Title

Examining Resource-Driven Resilience and Intimate Partner Violence in Women

Abstract

Resilience is gaining attention in trauma research, but how it is conceptualized across studies often differs. Further, limited empirical research has been conducted on group-level resilience factors in the context of intimate partner violence (IPV). The current study assessed resilience using two models (i.e., social-ecological and “bounce back”) by investigating how resilience resource variables across the social ecology cluster together and relate to an individual's ability to bounce back after experiencing IPV. Latent profile analysis was used to generate profiles of individual (spirituality), social (social support, community cohesion), cultural (ethnic identity), and physical (use of public assistance) resources consistent with the social-ecological model of resilience. Differences among the latent profiles on overall resilience scores were investigated. Participants were 160 women (Mage = 34.7, 69% Black-identified, 75% with yearly household income less than $20,000) who experienced IPV in the past 6 months.

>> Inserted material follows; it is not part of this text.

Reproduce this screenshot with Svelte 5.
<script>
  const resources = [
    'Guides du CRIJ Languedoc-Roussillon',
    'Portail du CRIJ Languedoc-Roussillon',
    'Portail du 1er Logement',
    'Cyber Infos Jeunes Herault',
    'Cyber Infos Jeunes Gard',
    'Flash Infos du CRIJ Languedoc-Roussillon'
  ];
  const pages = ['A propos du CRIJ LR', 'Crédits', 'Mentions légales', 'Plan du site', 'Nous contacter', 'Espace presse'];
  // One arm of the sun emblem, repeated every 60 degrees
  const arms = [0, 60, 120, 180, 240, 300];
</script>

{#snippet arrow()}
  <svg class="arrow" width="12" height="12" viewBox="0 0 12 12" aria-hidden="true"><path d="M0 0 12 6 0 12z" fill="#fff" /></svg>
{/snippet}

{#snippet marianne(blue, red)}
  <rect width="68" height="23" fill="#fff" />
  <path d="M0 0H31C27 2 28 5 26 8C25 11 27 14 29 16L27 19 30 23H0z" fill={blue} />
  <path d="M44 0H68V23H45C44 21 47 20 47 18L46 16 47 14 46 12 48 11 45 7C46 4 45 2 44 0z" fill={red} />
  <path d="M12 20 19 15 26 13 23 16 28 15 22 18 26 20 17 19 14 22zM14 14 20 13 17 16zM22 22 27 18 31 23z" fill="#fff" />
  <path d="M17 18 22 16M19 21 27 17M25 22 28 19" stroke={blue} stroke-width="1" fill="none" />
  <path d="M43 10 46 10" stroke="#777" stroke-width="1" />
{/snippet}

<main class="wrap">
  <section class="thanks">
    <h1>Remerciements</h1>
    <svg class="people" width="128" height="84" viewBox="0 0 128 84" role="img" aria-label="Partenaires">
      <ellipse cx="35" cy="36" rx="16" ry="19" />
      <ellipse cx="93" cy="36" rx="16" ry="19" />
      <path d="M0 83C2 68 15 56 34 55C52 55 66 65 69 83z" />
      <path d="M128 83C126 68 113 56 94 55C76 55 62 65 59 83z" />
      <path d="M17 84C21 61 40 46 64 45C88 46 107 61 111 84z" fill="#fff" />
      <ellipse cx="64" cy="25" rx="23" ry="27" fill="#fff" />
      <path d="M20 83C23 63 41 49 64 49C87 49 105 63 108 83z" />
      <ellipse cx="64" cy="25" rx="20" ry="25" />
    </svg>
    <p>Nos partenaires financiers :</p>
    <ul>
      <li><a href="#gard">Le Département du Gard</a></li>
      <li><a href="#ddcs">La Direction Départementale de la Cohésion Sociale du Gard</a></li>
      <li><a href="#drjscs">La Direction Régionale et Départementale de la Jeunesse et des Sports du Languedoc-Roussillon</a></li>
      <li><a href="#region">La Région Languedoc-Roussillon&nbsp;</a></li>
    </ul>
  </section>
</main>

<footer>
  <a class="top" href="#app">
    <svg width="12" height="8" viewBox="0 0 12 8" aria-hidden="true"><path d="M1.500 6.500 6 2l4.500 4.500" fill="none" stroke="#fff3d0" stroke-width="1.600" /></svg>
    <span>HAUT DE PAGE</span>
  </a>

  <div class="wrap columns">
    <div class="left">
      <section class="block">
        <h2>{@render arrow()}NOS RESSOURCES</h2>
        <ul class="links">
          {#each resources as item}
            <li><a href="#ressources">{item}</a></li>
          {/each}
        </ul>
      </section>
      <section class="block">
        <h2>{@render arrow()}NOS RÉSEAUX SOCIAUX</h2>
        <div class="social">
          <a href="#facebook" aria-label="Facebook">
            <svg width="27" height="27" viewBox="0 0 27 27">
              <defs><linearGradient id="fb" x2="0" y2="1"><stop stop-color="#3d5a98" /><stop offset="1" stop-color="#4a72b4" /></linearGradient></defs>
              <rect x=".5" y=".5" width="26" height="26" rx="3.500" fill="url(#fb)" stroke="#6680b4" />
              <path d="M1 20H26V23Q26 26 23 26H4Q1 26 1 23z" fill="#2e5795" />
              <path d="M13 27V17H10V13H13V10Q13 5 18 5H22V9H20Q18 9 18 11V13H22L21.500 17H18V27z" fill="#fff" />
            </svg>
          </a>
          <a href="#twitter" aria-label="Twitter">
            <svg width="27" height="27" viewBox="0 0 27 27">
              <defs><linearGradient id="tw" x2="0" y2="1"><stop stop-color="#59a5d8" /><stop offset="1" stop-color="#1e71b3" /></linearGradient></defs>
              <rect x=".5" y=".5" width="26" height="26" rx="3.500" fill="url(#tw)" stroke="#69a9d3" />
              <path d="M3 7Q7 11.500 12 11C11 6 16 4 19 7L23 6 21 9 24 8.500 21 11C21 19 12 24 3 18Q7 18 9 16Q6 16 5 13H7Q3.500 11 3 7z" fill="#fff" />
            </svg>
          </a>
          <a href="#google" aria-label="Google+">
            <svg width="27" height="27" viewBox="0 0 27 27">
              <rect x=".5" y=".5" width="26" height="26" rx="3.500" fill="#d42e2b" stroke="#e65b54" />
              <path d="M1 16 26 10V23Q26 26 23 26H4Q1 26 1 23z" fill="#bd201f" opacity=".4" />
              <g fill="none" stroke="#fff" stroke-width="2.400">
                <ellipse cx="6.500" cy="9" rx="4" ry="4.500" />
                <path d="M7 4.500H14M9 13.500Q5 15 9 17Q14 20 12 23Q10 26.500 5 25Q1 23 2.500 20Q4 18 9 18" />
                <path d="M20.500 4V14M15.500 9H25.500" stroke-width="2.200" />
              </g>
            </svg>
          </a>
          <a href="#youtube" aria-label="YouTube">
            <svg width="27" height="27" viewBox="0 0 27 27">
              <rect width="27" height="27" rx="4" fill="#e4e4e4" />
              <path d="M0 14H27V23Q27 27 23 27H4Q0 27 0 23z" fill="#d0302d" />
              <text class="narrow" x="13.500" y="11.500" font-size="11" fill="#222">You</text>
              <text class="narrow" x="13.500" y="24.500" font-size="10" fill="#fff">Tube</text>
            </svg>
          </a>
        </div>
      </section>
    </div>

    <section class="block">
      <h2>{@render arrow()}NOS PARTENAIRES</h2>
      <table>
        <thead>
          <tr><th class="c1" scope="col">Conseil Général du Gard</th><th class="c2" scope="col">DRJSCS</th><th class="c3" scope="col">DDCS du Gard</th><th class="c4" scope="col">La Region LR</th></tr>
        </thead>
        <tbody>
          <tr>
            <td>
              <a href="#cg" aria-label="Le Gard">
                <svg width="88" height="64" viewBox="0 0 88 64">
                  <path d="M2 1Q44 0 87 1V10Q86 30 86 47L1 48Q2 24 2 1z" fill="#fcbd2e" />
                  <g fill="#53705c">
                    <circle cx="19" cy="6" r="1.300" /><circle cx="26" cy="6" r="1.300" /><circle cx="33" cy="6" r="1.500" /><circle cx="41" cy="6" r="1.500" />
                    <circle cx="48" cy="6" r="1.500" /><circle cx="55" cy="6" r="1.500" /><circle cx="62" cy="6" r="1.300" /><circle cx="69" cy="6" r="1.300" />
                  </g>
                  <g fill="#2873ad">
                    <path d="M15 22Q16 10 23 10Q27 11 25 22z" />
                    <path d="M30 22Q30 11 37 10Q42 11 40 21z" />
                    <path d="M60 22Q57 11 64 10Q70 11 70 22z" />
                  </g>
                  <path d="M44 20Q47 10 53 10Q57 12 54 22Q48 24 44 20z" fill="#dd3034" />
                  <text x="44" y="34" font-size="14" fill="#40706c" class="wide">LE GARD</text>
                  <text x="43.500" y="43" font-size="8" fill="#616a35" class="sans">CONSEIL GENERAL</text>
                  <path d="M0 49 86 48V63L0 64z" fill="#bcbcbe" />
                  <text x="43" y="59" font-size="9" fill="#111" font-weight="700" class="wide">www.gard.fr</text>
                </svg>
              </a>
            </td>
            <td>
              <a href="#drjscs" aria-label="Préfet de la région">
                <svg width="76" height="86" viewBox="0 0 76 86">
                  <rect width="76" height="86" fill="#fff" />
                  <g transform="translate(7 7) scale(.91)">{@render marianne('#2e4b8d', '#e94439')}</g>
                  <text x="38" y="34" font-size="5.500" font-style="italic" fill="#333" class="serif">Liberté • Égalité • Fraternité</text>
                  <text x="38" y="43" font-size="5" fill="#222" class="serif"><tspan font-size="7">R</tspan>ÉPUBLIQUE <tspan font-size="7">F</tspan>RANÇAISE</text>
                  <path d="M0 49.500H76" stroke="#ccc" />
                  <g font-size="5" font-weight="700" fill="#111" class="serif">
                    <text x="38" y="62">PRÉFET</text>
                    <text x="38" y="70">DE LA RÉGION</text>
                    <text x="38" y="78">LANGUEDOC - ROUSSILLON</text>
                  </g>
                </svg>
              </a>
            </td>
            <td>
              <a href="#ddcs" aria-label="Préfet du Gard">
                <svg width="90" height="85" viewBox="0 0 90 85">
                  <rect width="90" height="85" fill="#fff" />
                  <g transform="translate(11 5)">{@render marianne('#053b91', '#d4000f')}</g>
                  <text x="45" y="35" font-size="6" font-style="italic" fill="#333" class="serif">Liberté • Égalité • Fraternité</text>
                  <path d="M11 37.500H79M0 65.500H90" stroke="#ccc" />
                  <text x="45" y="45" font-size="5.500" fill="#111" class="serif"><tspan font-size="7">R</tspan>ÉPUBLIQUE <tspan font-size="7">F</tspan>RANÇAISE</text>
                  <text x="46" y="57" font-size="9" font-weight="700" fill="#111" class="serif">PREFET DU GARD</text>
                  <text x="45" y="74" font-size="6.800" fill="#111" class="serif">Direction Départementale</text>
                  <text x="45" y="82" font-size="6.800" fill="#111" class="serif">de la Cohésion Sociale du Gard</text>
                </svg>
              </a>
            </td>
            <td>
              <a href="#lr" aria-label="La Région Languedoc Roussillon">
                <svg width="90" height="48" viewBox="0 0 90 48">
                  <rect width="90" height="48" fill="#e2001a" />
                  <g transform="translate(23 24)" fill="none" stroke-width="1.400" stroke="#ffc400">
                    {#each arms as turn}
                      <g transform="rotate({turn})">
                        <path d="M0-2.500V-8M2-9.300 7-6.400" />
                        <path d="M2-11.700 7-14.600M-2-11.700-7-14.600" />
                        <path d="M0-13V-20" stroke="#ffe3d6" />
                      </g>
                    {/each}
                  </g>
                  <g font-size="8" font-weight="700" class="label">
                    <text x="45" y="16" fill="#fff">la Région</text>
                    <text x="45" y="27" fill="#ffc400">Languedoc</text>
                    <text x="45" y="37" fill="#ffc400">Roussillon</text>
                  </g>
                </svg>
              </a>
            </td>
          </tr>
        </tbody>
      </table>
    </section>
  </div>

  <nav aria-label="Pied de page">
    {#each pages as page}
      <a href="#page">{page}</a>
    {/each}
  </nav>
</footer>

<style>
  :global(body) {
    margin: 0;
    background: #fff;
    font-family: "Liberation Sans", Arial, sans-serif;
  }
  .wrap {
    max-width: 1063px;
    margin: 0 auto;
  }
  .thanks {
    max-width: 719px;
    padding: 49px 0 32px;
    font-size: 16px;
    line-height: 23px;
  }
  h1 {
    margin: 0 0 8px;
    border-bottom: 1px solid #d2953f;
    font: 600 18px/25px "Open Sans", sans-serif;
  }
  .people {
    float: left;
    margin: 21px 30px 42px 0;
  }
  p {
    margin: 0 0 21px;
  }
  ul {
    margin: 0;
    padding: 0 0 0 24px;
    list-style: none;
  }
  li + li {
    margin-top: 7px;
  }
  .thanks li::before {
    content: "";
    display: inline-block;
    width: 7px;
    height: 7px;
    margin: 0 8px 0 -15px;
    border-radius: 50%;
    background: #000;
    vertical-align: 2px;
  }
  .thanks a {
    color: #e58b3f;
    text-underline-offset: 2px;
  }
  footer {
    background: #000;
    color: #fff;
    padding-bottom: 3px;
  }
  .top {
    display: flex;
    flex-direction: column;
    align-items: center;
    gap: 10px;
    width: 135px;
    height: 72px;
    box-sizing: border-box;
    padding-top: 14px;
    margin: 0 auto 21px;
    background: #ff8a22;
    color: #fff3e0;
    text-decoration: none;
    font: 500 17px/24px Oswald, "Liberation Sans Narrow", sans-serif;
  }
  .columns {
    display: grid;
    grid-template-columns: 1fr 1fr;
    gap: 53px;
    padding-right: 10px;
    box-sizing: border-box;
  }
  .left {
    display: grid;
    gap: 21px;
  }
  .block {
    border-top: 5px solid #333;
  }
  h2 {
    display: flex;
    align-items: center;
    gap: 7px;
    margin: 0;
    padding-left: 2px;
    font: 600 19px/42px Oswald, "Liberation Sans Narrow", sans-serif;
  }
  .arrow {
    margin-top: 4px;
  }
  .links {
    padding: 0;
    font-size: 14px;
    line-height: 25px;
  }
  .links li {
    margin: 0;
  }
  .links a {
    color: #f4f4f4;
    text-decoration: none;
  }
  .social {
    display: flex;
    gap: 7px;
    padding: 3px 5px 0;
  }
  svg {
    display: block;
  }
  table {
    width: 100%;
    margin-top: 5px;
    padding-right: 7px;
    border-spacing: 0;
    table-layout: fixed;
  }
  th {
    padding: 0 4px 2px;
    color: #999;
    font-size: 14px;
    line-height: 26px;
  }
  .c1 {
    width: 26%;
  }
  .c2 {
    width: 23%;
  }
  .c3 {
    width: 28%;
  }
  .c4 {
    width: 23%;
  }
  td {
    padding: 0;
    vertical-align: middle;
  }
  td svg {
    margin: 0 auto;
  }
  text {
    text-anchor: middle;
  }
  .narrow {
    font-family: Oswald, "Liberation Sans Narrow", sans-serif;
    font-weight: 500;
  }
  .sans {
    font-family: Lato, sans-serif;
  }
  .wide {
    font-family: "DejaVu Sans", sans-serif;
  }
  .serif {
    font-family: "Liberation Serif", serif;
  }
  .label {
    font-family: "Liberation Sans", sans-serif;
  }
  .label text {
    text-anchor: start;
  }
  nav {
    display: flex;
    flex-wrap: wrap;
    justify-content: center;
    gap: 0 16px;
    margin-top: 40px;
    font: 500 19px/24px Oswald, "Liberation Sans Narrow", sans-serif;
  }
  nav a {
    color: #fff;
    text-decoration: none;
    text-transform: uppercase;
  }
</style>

Four resource profiles emerged: (a) generally high (GH); (b) low individual and cultural (LIC); (c) high physical (HP); and (d) low social (LS). The GH profile reported significantly higher resilience than the LIC profile. Findings suggest nuanced variations in resources among women experiencing adversity. These varied resource profiles relate to unique differences in resilience among women exposed to IPV. Based on these findings, interventions to address IPV may be most impactful if they promote stronger ethnic identity and increased spirituality. Future research should build on this work by utilizing more systems-level conceptualizations of resilience and including factors that capture not only physical resources, but also individual, social, and cultural resources.